# [WHAT YOU HAVE TO DO]
Skip the pictures and quote all of the lines exactly.

>> BEGIN

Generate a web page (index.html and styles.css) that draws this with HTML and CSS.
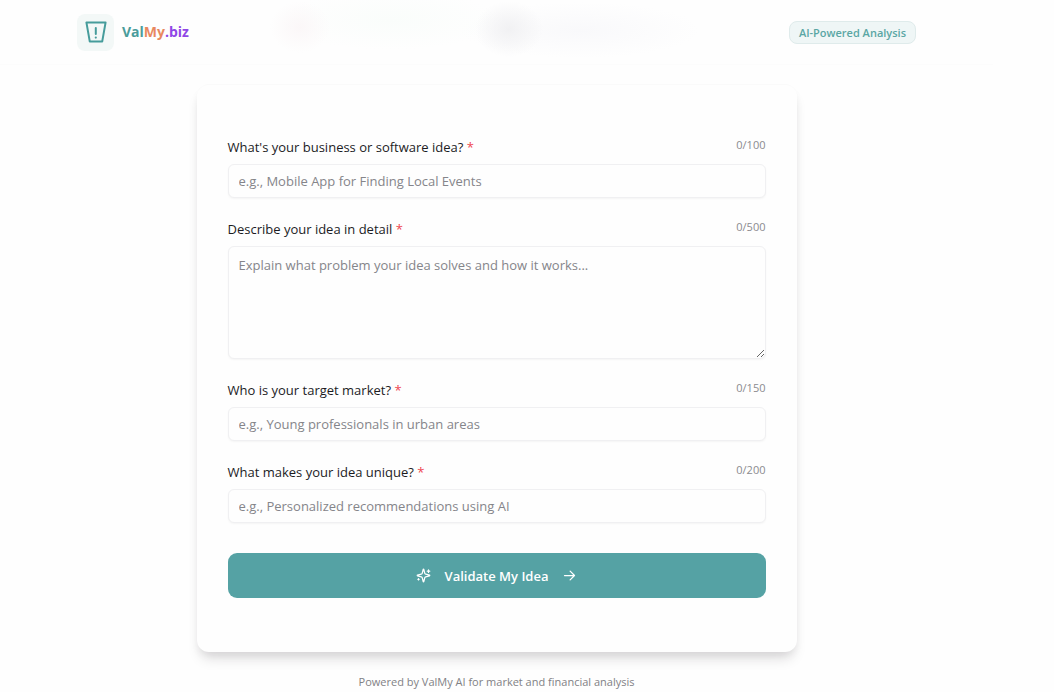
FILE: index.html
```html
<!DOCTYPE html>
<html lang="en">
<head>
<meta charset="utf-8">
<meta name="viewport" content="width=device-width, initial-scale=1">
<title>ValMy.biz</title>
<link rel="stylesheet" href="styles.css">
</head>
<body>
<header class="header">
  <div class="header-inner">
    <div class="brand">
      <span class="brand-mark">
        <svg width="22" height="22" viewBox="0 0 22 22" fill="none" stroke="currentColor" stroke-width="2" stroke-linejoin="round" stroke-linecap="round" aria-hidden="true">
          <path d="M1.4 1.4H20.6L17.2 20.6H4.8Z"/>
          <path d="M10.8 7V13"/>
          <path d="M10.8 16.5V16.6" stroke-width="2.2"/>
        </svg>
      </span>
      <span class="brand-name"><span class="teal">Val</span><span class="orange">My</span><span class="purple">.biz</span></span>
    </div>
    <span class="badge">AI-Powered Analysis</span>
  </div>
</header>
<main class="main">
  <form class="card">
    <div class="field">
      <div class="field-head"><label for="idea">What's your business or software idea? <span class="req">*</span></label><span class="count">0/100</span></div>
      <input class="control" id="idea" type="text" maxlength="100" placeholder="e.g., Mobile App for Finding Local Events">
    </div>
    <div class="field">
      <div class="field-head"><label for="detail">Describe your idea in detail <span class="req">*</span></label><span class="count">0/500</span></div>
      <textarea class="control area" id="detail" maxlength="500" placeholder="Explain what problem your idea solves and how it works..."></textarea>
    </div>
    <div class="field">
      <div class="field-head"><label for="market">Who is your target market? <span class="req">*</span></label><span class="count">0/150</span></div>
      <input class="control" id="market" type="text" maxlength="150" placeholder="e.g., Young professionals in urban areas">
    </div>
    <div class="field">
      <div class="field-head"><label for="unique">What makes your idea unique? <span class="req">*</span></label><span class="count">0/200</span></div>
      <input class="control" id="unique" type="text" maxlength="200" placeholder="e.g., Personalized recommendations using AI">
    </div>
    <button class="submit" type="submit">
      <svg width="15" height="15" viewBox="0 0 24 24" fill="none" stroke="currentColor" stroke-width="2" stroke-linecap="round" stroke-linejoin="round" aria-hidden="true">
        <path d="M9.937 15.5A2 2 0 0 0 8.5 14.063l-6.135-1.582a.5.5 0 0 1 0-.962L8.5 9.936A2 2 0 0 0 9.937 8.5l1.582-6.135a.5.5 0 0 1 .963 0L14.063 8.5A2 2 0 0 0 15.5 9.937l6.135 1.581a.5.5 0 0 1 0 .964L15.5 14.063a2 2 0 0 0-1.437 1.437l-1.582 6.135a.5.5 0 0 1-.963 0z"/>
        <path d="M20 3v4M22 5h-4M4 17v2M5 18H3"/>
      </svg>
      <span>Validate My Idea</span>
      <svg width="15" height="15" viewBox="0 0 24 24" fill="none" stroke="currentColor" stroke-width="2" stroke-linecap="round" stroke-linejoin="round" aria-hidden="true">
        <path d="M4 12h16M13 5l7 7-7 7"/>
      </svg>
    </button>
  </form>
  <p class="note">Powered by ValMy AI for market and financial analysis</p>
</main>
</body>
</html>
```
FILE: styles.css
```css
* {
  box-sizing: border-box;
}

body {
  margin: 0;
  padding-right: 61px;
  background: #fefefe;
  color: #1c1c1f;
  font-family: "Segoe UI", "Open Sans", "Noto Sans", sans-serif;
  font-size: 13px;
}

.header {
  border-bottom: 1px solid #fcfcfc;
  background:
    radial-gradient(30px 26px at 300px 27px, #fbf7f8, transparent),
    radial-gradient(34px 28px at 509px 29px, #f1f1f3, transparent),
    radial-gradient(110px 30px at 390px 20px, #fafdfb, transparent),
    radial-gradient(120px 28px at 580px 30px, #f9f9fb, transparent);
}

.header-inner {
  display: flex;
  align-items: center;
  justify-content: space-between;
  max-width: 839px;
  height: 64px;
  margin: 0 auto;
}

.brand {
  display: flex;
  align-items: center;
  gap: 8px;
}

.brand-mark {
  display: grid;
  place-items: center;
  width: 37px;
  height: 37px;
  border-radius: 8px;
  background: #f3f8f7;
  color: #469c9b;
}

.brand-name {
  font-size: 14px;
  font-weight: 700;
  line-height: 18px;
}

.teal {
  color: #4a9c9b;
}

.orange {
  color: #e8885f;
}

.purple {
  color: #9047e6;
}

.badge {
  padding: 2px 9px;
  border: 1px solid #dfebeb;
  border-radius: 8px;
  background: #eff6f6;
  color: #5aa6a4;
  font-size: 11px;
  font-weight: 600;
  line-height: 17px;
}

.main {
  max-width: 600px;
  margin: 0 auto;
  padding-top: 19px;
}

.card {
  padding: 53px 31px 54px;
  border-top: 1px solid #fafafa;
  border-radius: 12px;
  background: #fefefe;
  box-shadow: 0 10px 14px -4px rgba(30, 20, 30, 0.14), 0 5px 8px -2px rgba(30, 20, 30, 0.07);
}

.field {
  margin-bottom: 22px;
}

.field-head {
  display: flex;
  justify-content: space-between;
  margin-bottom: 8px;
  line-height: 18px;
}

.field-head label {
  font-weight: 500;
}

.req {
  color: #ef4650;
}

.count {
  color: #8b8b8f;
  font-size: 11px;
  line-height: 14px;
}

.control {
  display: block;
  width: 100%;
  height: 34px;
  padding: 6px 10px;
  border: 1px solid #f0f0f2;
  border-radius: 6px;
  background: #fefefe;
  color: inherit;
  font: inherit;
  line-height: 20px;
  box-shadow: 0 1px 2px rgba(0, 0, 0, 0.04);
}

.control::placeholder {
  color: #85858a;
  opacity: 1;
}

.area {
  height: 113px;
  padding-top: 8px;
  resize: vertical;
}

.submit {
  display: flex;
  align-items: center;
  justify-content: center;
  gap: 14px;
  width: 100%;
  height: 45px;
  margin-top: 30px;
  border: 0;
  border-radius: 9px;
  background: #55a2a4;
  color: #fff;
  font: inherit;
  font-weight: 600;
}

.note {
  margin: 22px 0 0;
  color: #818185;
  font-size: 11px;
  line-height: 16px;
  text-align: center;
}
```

>> END

# [TASK RESULT]
Generate a web page (index.html and styles.css) that draws this with HTML and CSS.
FILE: index.html
```html
<!DOCTYPE html>
<html lang="en">
<head>
<meta charset="utf-8">
<meta name="viewport" content="width=device-width, initial-scale=1">
<title>ValMy.biz</title>
<link rel="stylesheet" href="styles.css">
</head>
<body>
<header class="header">
  <div class="header-inner">
    <div class="brand">
      <span class="brand-mark">
        <svg width="22" height="22" viewBox="0 0 22 22" fill="none" stroke="currentColor" stroke-width="2" stroke-linejoin="round" stroke-linecap="round" aria-hidden="true">
          <path d="M1.4 1.4H20.6L17.2 20.6H4.8Z"/>
          <path d="M10.8 7V13"/>
          <path d="M10.8 16.5V16.6" stroke-width="2.2"/>
        </svg>
      </span>
      <span class="brand-name"><span class="teal">Val</span><span class="orange">My</span><span class="purple">.biz</span></span>
    </div>
    <span class="badge">AI-Powered Analysis</span>
  </div>
</header>
<main class="main">
  <form class="card">
    <div class="field">
      <div class="field-head"><label for="idea">What's your business or software idea? <span class="req">*</span></label><span class="count">0/100</span></div>
      <input class="control" id="idea" type="text" maxlength="100" placeholder="e.g., Mobile App for Finding Local Events">
    </div>
    <div class="field">
      <div class="field-head"><label for="detail">Describe your idea in detail <span class="req">*</span></label><span class="count">0/500</span></div>
      <textarea class="control area" id="detail" maxlength="500" placeholder="Explain what problem your idea solves and how it works..."></textarea>
    </div>
    <div class="field">
      <div class="field-head"><label for="market">Who is your target market? <span class="req">*</span></label><span class="count">0/150</span></div>
      <input class="control" id="market" type="text" maxlength="150" placeholder="e.g., Young professionals in urban areas">
    </div>
    <div class="field">
      <div class="field-head"><label for="unique">What makes your idea unique? <span class="req">*</span></label><span class="count">0/200</span></div>
      <input class="control" id="unique" type="text" maxlength="200" placeholder="e.g., Personalized recommendations using AI">
    </div>
    <button class="submit" type="submit">
      <svg width="15" height="15" viewBox="0 0 24 24" fill="none" stroke="currentColor" stroke-width="2" stroke-linecap="round" stroke-linejoin="round" aria-hidden="true">
        <path d="M9.937 15.5A2 2 0 0 0 8.5 14.063l-6.135-1.582a.5.5 0 0 1 0-.962L8.5 9.936A2 2 0 0 0 9.937 8.5l1.582-6.135a.5.5 0 0 1 .963 0L14.063 8.5A2 2 0 0 0 15.5 9.937l6.135 1.581a.5.5 0 0 1 0 .964L15.5 14.063a2 2 0 0 0-1.437 1.437l-1.582 6.135a.5.5 0 0 1-.963 0z"/>
        <path d="M20 3v4M22 5h-4M4 17v2M5 18H3"/>
      </svg>
      <span>Validate My Idea</span>
      <svg width="15" height="15" viewBox="0 0 24 24" fill="none" stroke="currentColor" stroke-width="2" stroke-linecap="round" stroke-linejoin="round" aria-hidden="true">
        <path d="M4 12h16M13 5l7 7-7 7"/>
      </svg>
    </button>
  </form>
  <p class="note">Powered by ValMy AI for market and financial analysis</p>
</main>
</body>
</html>
```
FILE: styles.css
```css
* {
  box-sizing: border-box;
}

body {
  margin: 0;
  padding-right: 61px;
  background: #fefefe;
  color: #1c1c1f;
  font-family: "Segoe UI", "Open Sans", "Noto Sans", sans-serif;
  font-size: 13px;
}

.header {
  border-bottom: 1px solid #fcfcfc;
  background:
    radial-gradient(30px 26px at 300px 27px, #fbf7f8, transparent),
    radial-gradient(34px 28px at 509px 29px, #f1f1f3, transparent),
    radial-gradient(110px 30px at 390px 20px, #fafdfb, transparent),
    radial-gradient(120px 28px at 580px 30px, #f9f9fb, transparent);
}

.header-inner {
  display: flex;
  align-items: center;
  justify-content: space-between;
  max-width: 839px;
  height: 64px;
  margin: 0 auto;
}

.brand {
  display: flex;
  align-items: center;
  gap: 8px;
}

.brand-mark {
  display: grid;
  place-items: center;
  width: 37px;
  height: 37px;
  border-radius: 8px;
  background: #f3f8f7;
  color: #469c9b;
}

.brand-name {
  font-size: 14px;
  font-weight: 700;
  line-height: 18px;
}

.teal {
  color: #4a9c9b;
}

.orange {
  color: #e8885f;
}

.purple {
  color: #9047e6;
}

.badge {
  padding: 2px 9px;
  border: 1px solid #dfebeb;
  border-radius: 8px;
  background: #eff6f6;
  color: #5aa6a4;
  font-size: 11px;
  font-weight: 600;
  line-height: 17px;
}

.main {
  max-width: 600px;
  margin: 0 auto;
  padding-top: 19px;
}

.card {
  padding: 53px 31px 54px;
  border-top: 1px solid #fafafa;
  border-radius: 12px;
  background: #fefefe;
  box-shadow: 0 10px 14px -4px rgba(30, 20, 30, 0.14), 0 5px 8px -2px rgba(30, 20, 30, 0.07);
}

.field {
  margin-bottom: 22px;
}

.field-head {
  display: flex;
  justify-content: space-between;
  margin-bottom: 8px;
  line-height: 18px;
}

.field-head label {
  font-weight: 500;
}

.req {
  color: #ef4650;
}

.count {
  color: #8b8b8f;
  font-size: 11px;
  line-height: 14px;
}

.control {
  display: block;
  width: 100%;
  height: 34px;
  padding: 6px 10px;
  border: 1px solid #f0f0f2;
  border-radius: 6px;
  background: #fefefe;
  color: inherit;
  font: inherit;
  line-height: 20px;
  box-shadow: 0 1px 2px rgba(0, 0, 0, 0.04);
}

.control::placeholder {
  color: #85858a;
  opacity: 1;
}

.area {
  height: 113px;
  padding-top: 8px;
  resize: vertical;
}

.submit {
  display: flex;
  align-items: center;
  justify-content: center;
  gap: 14px;
  width: 100%;
  height: 45px;
  margin-top: 30px;
  border: 0;
  border-radius: 9px;
  background: #55a2a4;
  color: #fff;
  font: inherit;
  font-weight: 600;
}

.note {
  margin: 22px 0 0;
  color: #818185;
  font-size: 11px;
  line-height: 16px;
  text-align: center;
}
```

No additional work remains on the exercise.